● AIM OF THE TASK:
Transcribe all of the material exactly. Any picture in it should be left out.

● GIVEN INFORMATION:

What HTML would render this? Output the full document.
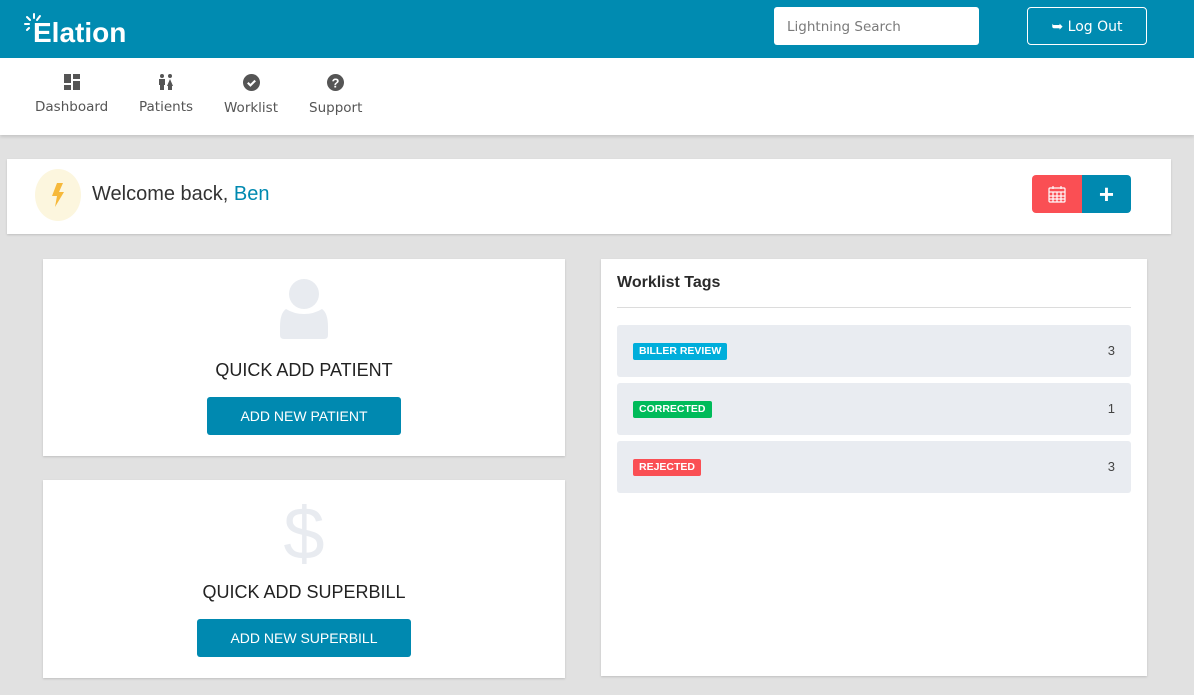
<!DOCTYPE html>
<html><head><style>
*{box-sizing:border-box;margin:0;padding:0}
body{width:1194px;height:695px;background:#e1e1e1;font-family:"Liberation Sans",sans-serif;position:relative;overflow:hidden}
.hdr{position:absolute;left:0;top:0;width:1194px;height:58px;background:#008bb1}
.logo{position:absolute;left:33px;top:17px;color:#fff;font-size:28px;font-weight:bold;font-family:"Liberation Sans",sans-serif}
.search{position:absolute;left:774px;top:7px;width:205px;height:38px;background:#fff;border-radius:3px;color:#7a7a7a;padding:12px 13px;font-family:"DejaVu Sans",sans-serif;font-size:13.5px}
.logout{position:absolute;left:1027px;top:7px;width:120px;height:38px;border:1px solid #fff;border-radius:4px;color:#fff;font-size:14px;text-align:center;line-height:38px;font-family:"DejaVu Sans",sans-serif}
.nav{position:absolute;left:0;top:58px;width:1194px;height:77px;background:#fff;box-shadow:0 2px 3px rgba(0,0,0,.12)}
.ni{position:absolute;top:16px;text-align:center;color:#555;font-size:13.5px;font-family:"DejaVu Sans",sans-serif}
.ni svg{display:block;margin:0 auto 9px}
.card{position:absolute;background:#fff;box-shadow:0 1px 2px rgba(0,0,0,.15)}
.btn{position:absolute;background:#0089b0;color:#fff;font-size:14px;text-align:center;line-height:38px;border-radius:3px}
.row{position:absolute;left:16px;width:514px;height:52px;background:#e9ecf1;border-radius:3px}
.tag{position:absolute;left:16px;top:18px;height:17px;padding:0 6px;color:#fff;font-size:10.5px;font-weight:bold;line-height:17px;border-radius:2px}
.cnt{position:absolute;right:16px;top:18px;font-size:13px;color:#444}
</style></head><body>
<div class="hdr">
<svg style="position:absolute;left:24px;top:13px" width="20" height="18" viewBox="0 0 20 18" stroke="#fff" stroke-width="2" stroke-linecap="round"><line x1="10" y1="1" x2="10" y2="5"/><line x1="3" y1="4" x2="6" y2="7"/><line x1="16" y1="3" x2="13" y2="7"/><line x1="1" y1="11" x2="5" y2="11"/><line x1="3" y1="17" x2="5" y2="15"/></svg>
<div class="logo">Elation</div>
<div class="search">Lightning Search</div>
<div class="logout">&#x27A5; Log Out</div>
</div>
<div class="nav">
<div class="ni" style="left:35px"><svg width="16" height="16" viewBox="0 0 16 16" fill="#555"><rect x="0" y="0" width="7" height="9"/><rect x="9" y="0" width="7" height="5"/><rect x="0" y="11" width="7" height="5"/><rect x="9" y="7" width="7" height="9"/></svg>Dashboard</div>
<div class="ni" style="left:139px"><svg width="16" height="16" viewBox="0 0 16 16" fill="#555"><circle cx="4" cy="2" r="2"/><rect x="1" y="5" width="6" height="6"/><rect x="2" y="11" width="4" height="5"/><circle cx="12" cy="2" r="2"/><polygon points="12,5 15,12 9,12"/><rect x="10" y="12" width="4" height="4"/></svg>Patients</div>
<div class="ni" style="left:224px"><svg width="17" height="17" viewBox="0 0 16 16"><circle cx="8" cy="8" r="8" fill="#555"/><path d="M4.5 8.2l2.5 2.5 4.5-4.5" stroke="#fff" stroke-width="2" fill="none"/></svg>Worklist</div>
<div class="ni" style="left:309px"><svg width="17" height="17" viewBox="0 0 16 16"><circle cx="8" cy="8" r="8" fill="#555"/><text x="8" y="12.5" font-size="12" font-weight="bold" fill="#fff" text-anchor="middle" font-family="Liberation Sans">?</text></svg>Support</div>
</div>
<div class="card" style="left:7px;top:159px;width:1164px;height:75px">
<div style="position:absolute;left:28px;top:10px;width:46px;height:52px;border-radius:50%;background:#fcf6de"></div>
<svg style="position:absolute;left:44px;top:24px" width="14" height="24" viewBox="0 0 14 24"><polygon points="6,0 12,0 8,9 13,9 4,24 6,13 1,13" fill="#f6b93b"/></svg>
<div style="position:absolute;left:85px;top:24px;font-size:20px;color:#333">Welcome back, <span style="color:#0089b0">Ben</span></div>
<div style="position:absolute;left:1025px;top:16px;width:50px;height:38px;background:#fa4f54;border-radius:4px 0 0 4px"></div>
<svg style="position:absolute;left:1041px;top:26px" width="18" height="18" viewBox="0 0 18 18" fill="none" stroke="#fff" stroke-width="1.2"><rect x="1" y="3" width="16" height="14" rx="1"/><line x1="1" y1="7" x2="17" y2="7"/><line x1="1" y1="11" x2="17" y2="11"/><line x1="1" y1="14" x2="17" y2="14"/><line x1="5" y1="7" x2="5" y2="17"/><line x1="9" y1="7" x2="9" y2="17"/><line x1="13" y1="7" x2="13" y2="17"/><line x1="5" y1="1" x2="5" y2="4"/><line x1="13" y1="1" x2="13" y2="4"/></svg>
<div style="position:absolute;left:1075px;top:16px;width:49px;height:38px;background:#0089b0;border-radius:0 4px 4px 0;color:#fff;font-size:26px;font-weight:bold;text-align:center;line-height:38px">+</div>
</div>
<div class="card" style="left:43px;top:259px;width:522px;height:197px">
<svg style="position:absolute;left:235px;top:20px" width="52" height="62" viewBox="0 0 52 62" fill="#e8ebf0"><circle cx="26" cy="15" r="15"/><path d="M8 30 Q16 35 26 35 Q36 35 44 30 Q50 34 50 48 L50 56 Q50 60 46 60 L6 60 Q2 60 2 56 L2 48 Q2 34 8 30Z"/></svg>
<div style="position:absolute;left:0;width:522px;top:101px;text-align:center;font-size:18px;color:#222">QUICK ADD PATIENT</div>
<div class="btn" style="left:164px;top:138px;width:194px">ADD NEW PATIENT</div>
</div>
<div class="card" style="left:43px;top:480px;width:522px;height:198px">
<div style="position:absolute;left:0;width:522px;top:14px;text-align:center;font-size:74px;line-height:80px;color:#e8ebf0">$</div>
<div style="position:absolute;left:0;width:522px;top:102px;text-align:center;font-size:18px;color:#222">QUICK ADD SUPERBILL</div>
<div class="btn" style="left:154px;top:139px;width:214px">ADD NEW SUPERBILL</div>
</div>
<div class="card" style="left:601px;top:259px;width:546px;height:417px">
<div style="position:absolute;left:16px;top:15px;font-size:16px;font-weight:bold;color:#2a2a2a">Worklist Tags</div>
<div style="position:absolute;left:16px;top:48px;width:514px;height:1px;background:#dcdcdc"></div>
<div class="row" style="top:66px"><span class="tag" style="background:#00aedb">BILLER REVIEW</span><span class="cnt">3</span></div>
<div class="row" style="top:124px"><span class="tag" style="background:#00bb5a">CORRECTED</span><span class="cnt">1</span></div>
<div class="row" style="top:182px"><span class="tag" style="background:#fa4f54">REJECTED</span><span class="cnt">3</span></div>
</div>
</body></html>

● FULL RESPONSE:
What HTML would render this? Output the full document.
<!DOCTYPE html>
<html><head><style>
*{box-sizing:border-box;margin:0;padding:0}
body{width:1194px;height:695px;background:#e1e1e1;font-family:"Liberation Sans",sans-serif;position:relative;overflow:hidden}
.hdr{position:absolute;left:0;top:0;width:1194px;height:58px;background:#008bb1}
.logo{position:absolute;left:33px;top:17px;color:#fff;font-size:28px;font-weight:bold;font-family:"Liberation Sans",sans-serif}
.search{position:absolute;left:774px;top:7px;width:205px;height:38px;background:#fff;border-radius:3px;color:#7a7a7a;padding:12px 13px;font-family:"DejaVu Sans",sans-serif;font-size:13.5px}
.logout{position:absolute;left:1027px;top:7px;width:120px;height:38px;border:1px solid #fff;border-radius:4px;color:#fff;font-size:14px;text-align:center;line-height:38px;font-family:"DejaVu Sans",sans-serif}
.nav{position:absolute;left:0;top:58px;width:1194px;height:77px;background:#fff;box-shadow:0 2px 3px rgba(0,0,0,.12)}
.ni{position:absolute;top:16px;text-align:center;color:#555;font-size:13.5px;font-family:"DejaVu Sans",sans-serif}
.ni svg{display:block;margin:0 auto 9px}
.card{position:absolute;background:#fff;box-shadow:0 1px 2px rgba(0,0,0,.15)}
.btn{position:absolute;background:#0089b0;color:#fff;font-size:14px;text-align:center;line-height:38px;border-radius:3px}
.row{position:absolute;left:16px;width:514px;height:52px;background:#e9ecf1;border-radius:3px}
.tag{position:absolute;left:16px;top:18px;height:17px;padding:0 6px;color:#fff;font-size:10.5px;font-weight:bold;line-height:17px;border-radius:2px}
.cnt{position:absolute;right:16px;top:18px;font-size:13px;color:#444}
</style></head><body>
<div class="hdr">
<svg style="position:absolute;left:24px;top:13px" width="20" height="18" viewBox="0 0 20 18" stroke="#fff" stroke-width="2" stroke-linecap="round"><line x1="10" y1="1" x2="10" y2="5"/><line x1="3" y1="4" x2="6" y2="7"/><line x1="16" y1="3" x2="13" y2="7"/><line x1="1" y1="11" x2="5" y2="11"/><line x1="3" y1="17" x2="5" y2="15"/></svg>
<div class="logo">Elation</div>
<div class="search">Lightning Search</div>
<div class="logout">&#x27A5; Log Out</div>
</div>
<div class="nav">
<div class="ni" style="left:35px"><svg width="16" height="16" viewBox="0 0 16 16" fill="#555"><rect x="0" y="0" width="7" height="9"/><rect x="9" y="0" width="7" height="5"/><rect x="0" y="11" width="7" height="5"/><rect x="9" y="7" width="7" height="9"/></svg>Dashboard</div>
<div class="ni" style="left:139px"><svg width="16" height="16" viewBox="0 0 16 16" fill="#555"><circle cx="4" cy="2" r="2"/><rect x="1" y="5" width="6" height="6"/><rect x="2" y="11" width="4" height="5"/><circle cx="12" cy="2" r="2"/><polygon points="12,5 15,12 9,12"/><rect x="10" y="12" width="4" height="4"/></svg>Patients</div>
<div class="ni" style="left:224px"><svg width="17" height="17" viewBox="0 0 16 16"><circle cx="8" cy="8" r="8" fill="#555"/><path d="M4.5 8.2l2.5 2.5 4.5-4.5" stroke="#fff" stroke-width="2" fill="none"/></svg>Worklist</div>
<div class="ni" style="left:309px"><svg width="17" height="17" viewBox="0 0 16 16"><circle cx="8" cy="8" r="8" fill="#555"/><text x="8" y="12.5" font-size="12" font-weight="bold" fill="#fff" text-anchor="middle" font-family="Liberation Sans">?</text></svg>Support</div>
</div>
<div class="card" style="left:7px;top:159px;width:1164px;height:75px">
<div style="position:absolute;left:28px;top:10px;width:46px;height:52px;border-radius:50%;background:#fcf6de"></div>
<svg style="position:absolute;left:44px;top:24px" width="14" height="24" viewBox="0 0 14 24"><polygon points="6,0 12,0 8,9 13,9 4,24 6,13 1,13" fill="#f6b93b"/></svg>
<div style="position:absolute;left:85px;top:24px;font-size:20px;color:#333">Welcome back, <span style="color:#0089b0">Ben</span></div>
<div style="position:absolute;left:1025px;top:16px;width:50px;height:38px;background:#fa4f54;border-radius:4px 0 0 4px"></div>
<svg style="position:absolute;left:1041px;top:26px" width="18" height="18" viewBox="0 0 18 18" fill="none" stroke="#fff" stroke-width="1.2"><rect x="1" y="3" width="16" height="14" rx="1"/><line x1="1" y1="7" x2="17" y2="7"/><line x1="1" y1="11" x2="17" y2="11"/><line x1="1" y1="14" x2="17" y2="14"/><line x1="5" y1="7" x2="5" y2="17"/><line x1="9" y1="7" x2="9" y2="17"/><line x1="13" y1="7" x2="13" y2="17"/><line x1="5" y1="1" x2="5" y2="4"/><line x1="13" y1="1" x2="13" y2="4"/></svg>
<div style="position:absolute;left:1075px;top:16px;width:49px;height:38px;background:#0089b0;border-radius:0 4px 4px 0;color:#fff;font-size:26px;font-weight:bold;text-align:center;line-height:38px">+</div>
</div>
<div class="card" style="left:43px;top:259px;width:522px;height:197px">
<svg style="position:absolute;left:235px;top:20px" width="52" height="62" viewBox="0 0 52 62" fill="#e8ebf0"><circle cx="26" cy="15" r="15"/><path d="M8 30 Q16 35 26 35 Q36 35 44 30 Q50 34 50 48 L50 56 Q50 60 46 60 L6 60 Q2 60 2 56 L2 48 Q2 34 8 30Z"/></svg>
<div style="position:absolute;left:0;width:522px;top:101px;text-align:center;font-size:18px;color:#222">QUICK ADD PATIENT</div>
<div class="btn" style="left:164px;top:138px;width:194px">ADD NEW PATIENT</div>
</div>
<div class="card" style="left:43px;top:480px;width:522px;height:198px">
<div style="position:absolute;left:0;width:522px;top:14px;text-align:center;font-size:74px;line-height:80px;color:#e8ebf0">$</div>
<div style="position:absolute;left:0;width:522px;top:102px;text-align:center;font-size:18px;color:#222">QUICK ADD SUPERBILL</div>
<div class="btn" style="left:154px;top:139px;width:214px">ADD NEW SUPERBILL</div>
</div>
<div class="card" style="left:601px;top:259px;width:546px;height:417px">
<div style="position:absolute;left:16px;top:15px;font-size:16px;font-weight:bold;color:#2a2a2a">Worklist Tags</div>
<div style="position:absolute;left:16px;top:48px;width:514px;height:1px;background:#dcdcdc"></div>
<div class="row" style="top:66px"><span class="tag" style="background:#00aedb">BILLER REVIEW</span><span class="cnt">3</span></div>
<div class="row" style="top:124px"><span class="tag" style="background:#00bb5a">CORRECTED</span><span class="cnt">1</span></div>
<div class="row" style="top:182px"><span class="tag" style="background:#fa4f54">REJECTED</span><span class="cnt">3</span></div>
</div>
</body></html>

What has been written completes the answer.